For all $e\ge 0,z>0,e,z\in\Bbb Q$, there exists $m\in \Bbb Z,n\in\Bbb N$ such that $e<\dfrac{m}{2^n}<e+z$.
Does my proof look fine or contain logical gaps and flaws? I'm pleased to receive your suggestion!
My attempt:
It suffices to prove that for all $e\ge 0$ and for all $1>z>0$, there exist $m\in \Bbb Z,n\in\Bbb N$ such that $$e<\dfrac{m}{2^n}<e+z$$
We have three cases in total.
- $e \in \Bbb Z$
Let $n'=\min\{n\in\Bbb N\mid\dfrac{1}{2^{n}}<z\}$. Then $e+\dfrac{1}{2^{n'}}$ has a form of $\dfrac{m}{2^n}$ and $e<e+\dfrac{1}{2^{n'}}<e+z$.

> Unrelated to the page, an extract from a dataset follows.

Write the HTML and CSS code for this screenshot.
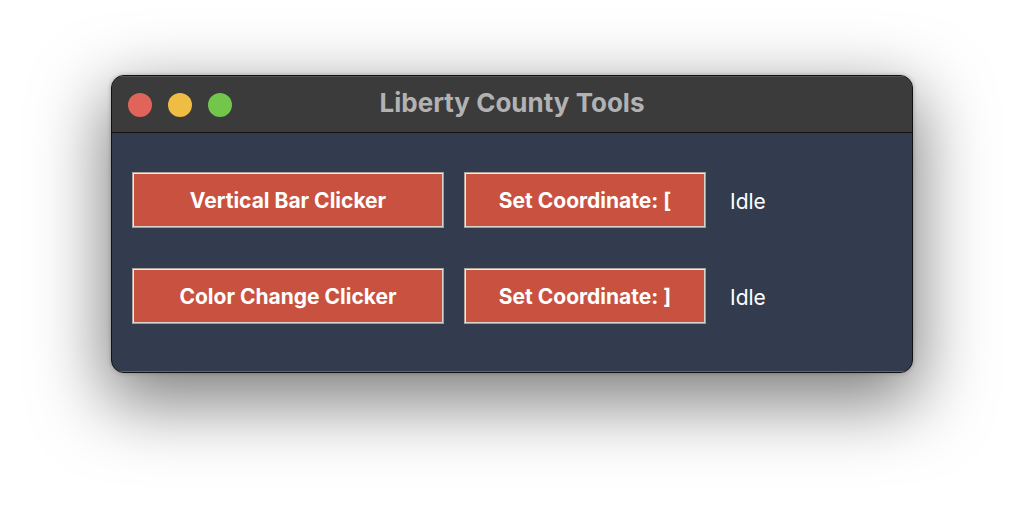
FILE: index.html
```html
<!DOCTYPE html>
<html>
<head>
<meta charset="utf-8">
<link rel="stylesheet" href="styles.css">
</head>
<body>
<div class="window">
  <div class="titlebar">
    <div class="lights">
      <span class="light red"></span>
      <span class="light yellow"></span>
      <span class="light green"></span>
    </div>
    <div class="title">Liberty County Tools</div>
  </div>
  <div class="content">
    <div class="row">
      <button class="btn wide">Vertical Bar Clicker</button>
      <button class="btn narrow">Set Coordinate: [</button>
      <span class="status">Idle</span>
    </div>
    <div class="row">
      <button class="btn wide">Color Change Clicker</button>
      <button class="btn narrow">Set Coordinate: ]</button>
      <span class="status">Idle</span>
    </div>
  </div>
</div>
</body>
</html>
```
FILE: styles.css
```css
html, body {
  margin: 0;
  padding: 0;
  background: #ffffff;
}
body {
  width: 1024px;
  height: 520px;
  overflow: hidden;
  padding-top: 75px;
  padding-left: 111px;
  box-sizing: border-box;
  font-family: Inter, "Liberation Sans", sans-serif;
}
.window {
  width: 802px;
  height: 298px;
  box-sizing: border-box;
  border: 1px solid #111;
  border-radius: 13px;
  overflow: hidden;
  background: #323c4e;
  box-shadow: 0 24px 70px 6px rgba(0,0,0,0.5), 0 0 4px rgba(0,0,0,0.25);
  display: flex;
  flex-direction: column;
}
.titlebar {
  height: 56px;
  background: #3b3b3b;
  border-bottom: 1px solid #111;
  display: flex;
  align-items: center;
  position: relative;
  box-shadow: inset 0 1px 0 #555;
}
.lights {
  display: flex;
  gap: 16px;
  padding-left: 16px;
  padding-top: 1px;
}
.light {
  width: 24px;
  height: 24px;
  border-radius: 50%;
  display: block;
}
.red { background: #e1645b; }
.yellow { background: #efbd43; }
.green { background: #72c64c; }
.title {
  position: absolute;
  left: 0;
  right: 0;
  top: 0;
  bottom: 0;
  display: flex;
  align-items: center;
  justify-content: center;
  color: #b2b2b2;
  font-weight: 700;
  font-size: 26px;
  padding-bottom: 3px;
  pointer-events: none;
}
.content {
  flex: 1;
  padding: 39px 20px 0 20px;
  display: flex;
  flex-direction: column;
  gap: 40px;
  box-shadow: inset 0 -1px 0 #5b6679;
}
.row {
  display: flex;
  align-items: center;
  height: 56px;
}
.btn {
  height: 56px;
  box-sizing: border-box;
  background: #c8523f;
  color: #ffffff;
  font-family: Inter, "Liberation Sans", sans-serif;
  font-weight: 700;
  font-size: 21px;
  border: 1px solid;
  border-color: #a7a7a0 #9f9f98 #9f9f98 #a7a7a0;
  box-shadow: inset 1px 1px 0 #ecece8, inset -1px -1px 0 #d4d4cc;
  padding: 1px 0 0 0;
  margin: 0;
}
.wide { width: 312px; }
.narrow { width: 242px; margin-left: 20px; }
.status {
  margin-left: 24px;
  color: #ffffff;
  font-size: 21px;
  font-weight: 400;
  padding-top: 3px;
}
```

- $e<a<e+z$ for some $a\in Z$
Let $n'=\min\{n\in\Bbb N\mid\dfrac{1}{2^{n}}<z\}$. Then $a+\dfrac{1}{2^{n'}}$ has a form of $\dfrac{m}{2^n}$ and $e<a+\dfrac{1}{2^{n'}}<e+z$.
- $a<e<e+z\le a+1$ for some $a\in Z$
Let $n'=\min\left\{\min\{n\in\Bbb N\mid \dfrac{1}{2^n}\le e-a\} ,\min\{ n\in\Bbb N\mid\dfrac{1}{2^n}<z\}\right\}$. Notice that $n'\ge 1$.
It follows that $\dfrac{1}{2^{n'}}\le e-a$ and $\dfrac{1}{2^{n'}}<z$ and $\dfrac{1}{2^{n'-1}}> e-a$ and $\dfrac{1}{2^{n'-1}}\ge z$.
Thus $e-a < \dfrac{1}{2^{n'-1}} = \dfrac{2}{2^{n'}}=\dfrac{1}{2^{n'}}+\dfrac{1}{2^{n'}}<(e-a)+z$.
Hence $e<\dfrac{2}{2^{n'}}+a<e+z$ where $\dfrac{2}{2^{n'}}+a$ has a form of $\dfrac{m}{2^n}$.
Find $n$ with $1 < z×2^n$.
Find $m$ with $e×2^n < m \le e×2^n + 1$.